Ina Garten's Go-To Method For Roasting Filet Of Beef

Perfect for holidays and special events, a filet of beef makes for an impressive centerpiece at a family table. Providing an easy way to serve large groups, this elegant cut of meat is a showstopper. However, it's also pricey, which means you need to roast it right. Luckily, Ina Garten's go-to method for roasting filet of beef, detailed in an episode of "Barefoot Contessa," makes the process super-simple and guarantees that the meat stays moist. And all you need to do is ask your butcher to tie up the filet into a cylindrical shape with twine, tucking any ends under, so it has rounded edges.

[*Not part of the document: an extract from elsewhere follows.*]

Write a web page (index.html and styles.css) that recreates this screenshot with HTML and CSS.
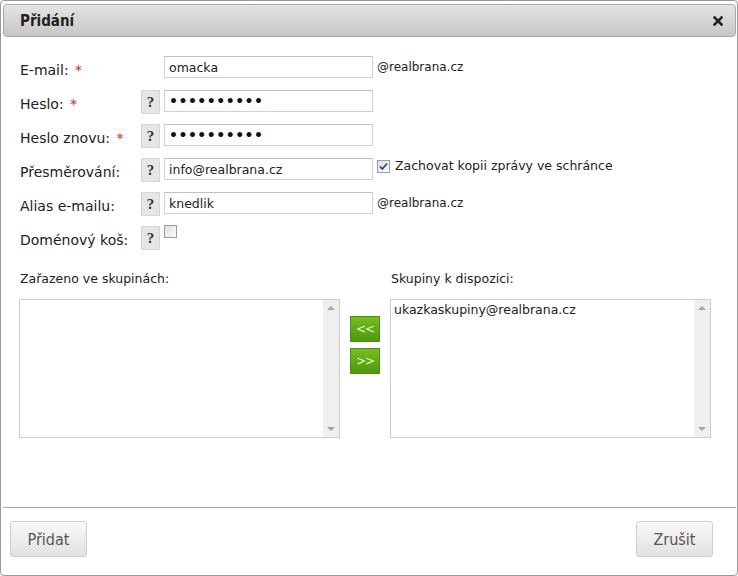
FILE: index.html
```html
<!DOCTYPE html>
<html lang="cs">
<head>
    <meta charset="UTF-8">
    <meta name="viewport" content="width=device-width, initial-scale=1.0">
    <title>Přidání</title>
    <link rel="stylesheet" href="styles.css">
</head>
<body>
    <div class="dialog">
        <div class="dialog-header">
            <span class="dialog-title">Přidání</span>
            <span class="dialog-close">
                <svg width="10" height="10" viewBox="0 0 10 10"><path d="M1.5 1.5 L8.5 8.5 M8.5 1.5 L1.5 8.5" stroke="#222" stroke-width="2.6" stroke-linecap="square"/></svg>
            </span>
        </div>

        <div class="dialog-body">
            <div class="row">
                <label class="label">E-mail: <span class="req">*</span></label>
                <span class="help-spacer"></span>
                <input class="field" type="text" value="omacka">
                <span class="suffix">@realbrana.cz</span>
            </div>
            <div class="row">
                <label class="label">Heslo: <span class="req">*</span></label>
                <span class="help">?</span>
                <input class="field field-pass" type="password" value="heslo12345">
            </div>
            <div class="row">
                <label class="label">Heslo znovu: <span class="req">*</span></label>
                <span class="help">?</span>
                <input class="field field-pass" type="password" value="heslo12345">
            </div>
            <div class="row">
                <label class="label">Přesměrování:</label>
                <span class="help">?</span>
                <input class="field" type="text" value="info@realbrana.cz">
                <span class="check checked check-after">
                    <svg width="11" height="11" viewBox="0 0 11 11"><path d="M2 5.5 L4.3 8 L9 2.5" fill="none" stroke="#21449c" stroke-width="1.8"/></svg>
                </span>
                <span class="check-text">Zachovat kopii zprávy ve schránce</span>
            </div>
            <div class="row">
                <label class="label">Alias e-mailu:</label>
                <span class="help">?</span>
                <input class="field" type="text" value="knedlik">
                <span class="suffix">@realbrana.cz</span>
            </div>
            <div class="row">
                <label class="label">Doménový koš:</label>
                <span class="help">?</span>
                <span class="check check-alone"></span>
            </div>

            <div class="groups">
                <div class="group">
                    <div class="group-label">Zařazeno ve skupinách:</div>
                    <div class="listbox">
                        <div class="list-items"></div>
                        <div class="scrollbar"><span class="arrow-up"></span><span class="arrow-down"></span></div>
                    </div>
                </div>
                <div class="move-buttons">
                    <button class="move">&lt;&lt;</button>
                    <button class="move">&gt;&gt;</button>
                </div>
                <div class="group">
                    <div class="group-label">Skupiny k dispozici:</div>
                    <div class="listbox">
                        <div class="list-items">
                            <div class="list-item">ukazkaskupiny@realbrana.cz</div>
                        </div>
                        <div class="scrollbar"><span class="arrow-up"></span><span class="arrow-down"></span></div>
                    </div>
                </div>
            </div>
        </div>

        <div class="dialog-footer">
            <button class="btn">Přidat</button>
            <button class="btn">Zrušit</button>
        </div>
    </div>
</body>
</html>
```

FILE: styles.css
```css
body {
    margin: 0;
    background: #fff;
    font-family: "DejaVu Sans", Verdana, sans-serif;
    color: #222;
}

.dialog {
    box-sizing: border-box;
    width: 738px;
    height: 576px;
    border: 1px solid #9a9a9a;
    border-radius: 4px;
    background: #fff;
    display: flex;
    flex-direction: column;
}

.dialog-header {
    height: 33px;
    box-sizing: border-box;
    margin: 3px 1px 0 2px;
    border: 1px solid #a8a8a8;
    border-radius: 4px;
    background: linear-gradient(#e4e4e4, #c7c7c7);
    display: flex;
    align-items: center;
    justify-content: space-between;
    padding: 0 12px 0 16px;
}

.dialog-title {
    font-family: "DejaVu Sans Condensed", "DejaVu Sans", sans-serif;
    font-weight: bold;
    font-size: 15px;
    color: #222;
}

.dialog-close {
    display: flex;
}

.dialog-body {
    flex: 1;
    padding: 19px 0 0 17px;
}

.row {
    display: flex;
    align-items: flex-start;
    height: 34px;
}

.label {
    width: 121px;
    margin-left: 2px;
    padding-top: 6px;
    font-size: 14px;
    line-height: 16px;
    color: #222;
}

.req {
    color: #d0202a;
    margin-left: 2px;
}

.help,
.help-spacer {
    width: 19px;
    height: 24px;
    margin-right: 4px;
    box-sizing: border-box;
    flex-shrink: 0;
}

.help {
    background: #e5e5e5;
    border: 1px solid #d6d6d6;
    font-family: "Liberation Serif", serif;
    font-weight: bold;
    font-size: 15px;
    color: #333;
    display: flex;
    align-items: center;
    justify-content: center;
}

.field {
    box-sizing: border-box;
    width: 209px;
    height: 22px;
    margin: 0;
    padding: 0 4px;
    border: 1px solid #cfcfcf;
    border-top-color: #c2c2c2;
    font-family: "DejaVu Sans", Verdana, sans-serif;
    font-size: 12.5px;
    color: #222;
    outline: none;
}

.field-pass {
    font-size: 14px;
    font-weight: bold;
    letter-spacing: 0.5px;
    color: #111;
}

.suffix {
    margin-left: 4px;
    padding-top: 4px;
    font-size: 12px;
    line-height: 14px;
}

.check {
    box-sizing: border-box;
    width: 13px;
    height: 13px;
    border: 1px solid #9c9c9c;
    background: linear-gradient(135deg, #dcdcdc, #fdfdfd);
    display: flex;
    align-items: center;
    justify-content: center;
    flex-shrink: 0;
}

.check-after {
    margin: 2px 0 0 4px;
}

.check-alone {
    margin-top: -1px;
}

.check-text {
    margin-left: 5px;
    padding-top: 1px;
    font-size: 12.5px;
    line-height: 14px;
}

.groups {
    display: flex;
    gap: 10px;
    margin-left: 1px;
}

.group-label {
    margin: 11px 0 12px 1px;
    font-size: 12.5px;
    line-height: 16px;
}

.listbox {
    box-sizing: border-box;
    width: 321px;
    height: 139px;
    border: 1px solid #cdcdcd;
    display: flex;
}

.list-items {
    flex: 1;
    padding: 2px 3px;
}

.list-item {
    font-size: 12.5px;
    line-height: 16px;
}

.scrollbar {
    width: 16px;
    background: #efefef;
    display: flex;
    flex-direction: column;
    justify-content: space-between;
    align-items: center;
    padding: 6px 0;
}

.arrow-up,
.arrow-down {
    width: 0;
    height: 0;
    border-left: 4px solid transparent;
    border-right: 4px solid transparent;
}

.arrow-up {
    border-bottom: 4px solid #a5a5a5;
}

.arrow-down {
    border-top: 4px solid #a5a5a5;
}

.move-buttons {
    display: flex;
    flex-direction: column;
    gap: 6px;
    padding-top: 56px;
}

.move {
    width: 30px;
    height: 26px;
    margin: 0;
    padding: 0;
    border: 1px solid #4d8f12;
    background: linear-gradient(#74bf22, #4c980a);
    color: #e4f7cc;
    font-family: "DejaVu Sans", sans-serif;
    font-size: 12px;
    letter-spacing: -1px;
    cursor: pointer;
}

.dialog-footer {
    height: 68px;
    box-sizing: border-box;
    margin: 0 1px 0 2px;
    border-top: 1px solid #a9a9a9;
    padding: 13px 23px 0 7px;
    display: flex;
    justify-content: space-between;
    align-items: flex-start;
}

.btn {
    width: 77px;
    height: 36px;
    margin: 0;
    border: 1px solid #cfcfcf;
    border-radius: 3px;
    background: linear-gradient(#f9f9f9, #e1e1e1);
    font-family: "DejaVu Sans Condensed", "DejaVu Sans", sans-serif;
    font-size: 16px;
    color: #555;
    cursor: pointer;
}
```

Filet of beef is a very lean cut of meat with tender muscle fibers, a low amount of fat, and little connective tissue. Unlike other fattier cuts of meat, like a porterhouse or T-bone that can retain their succulence when cooked, a filet of beef can be tricky to keep moist and juicy. It's important to tie up the beef when cooking it because it ensures that the dimensions of the filet are even across its breadth from edge to edge. This guarantees that the beef cooks at an even rate throughout its length instead of being dry or undercooked at one end. Trussing the meat also keeps the beef tender and prevents it spreading out when cooking so it retains its tube-like shape, which can be effortlessly sliced into rounds and served with a punchy sauce.

The twine creates a visual guide for slicing the filet of beef evenly

Once Ina Garten's beef is cooked to her liking, she tents it under some kitchen foil so it can rest, before snipping through the string with a pair of kitchen scissors. The marks that the string leaves behind on the surface of the meat prove useful because they act like a visual guide for slicing evenly through the succulent filet.

Garten's recipe itself is very simple, which allows for the natural flavor of the beef to come to the fore. She begins by drying the outside of the filet with a paper towel to create the perfect foundation for some room temperature butter, which she smears over the surface to keep it moist as it roasts. Then she sprinkles salt and pepper over the butter, making sure to use plenty of salt to duly season such a large cut. While the meat roasts to her liking, she makes a sauce to dip the slices of tender beef into by mixing mayo with Dijon mustard, coarse grained mustard, horseradish, salt, and sour cream. Finally, Garten advises changing up the sauce each time to give the dish a different twist, recommending a strongly-flavored blue cheese sauce or a gentle basil parmesan mayo, with a little extra effort.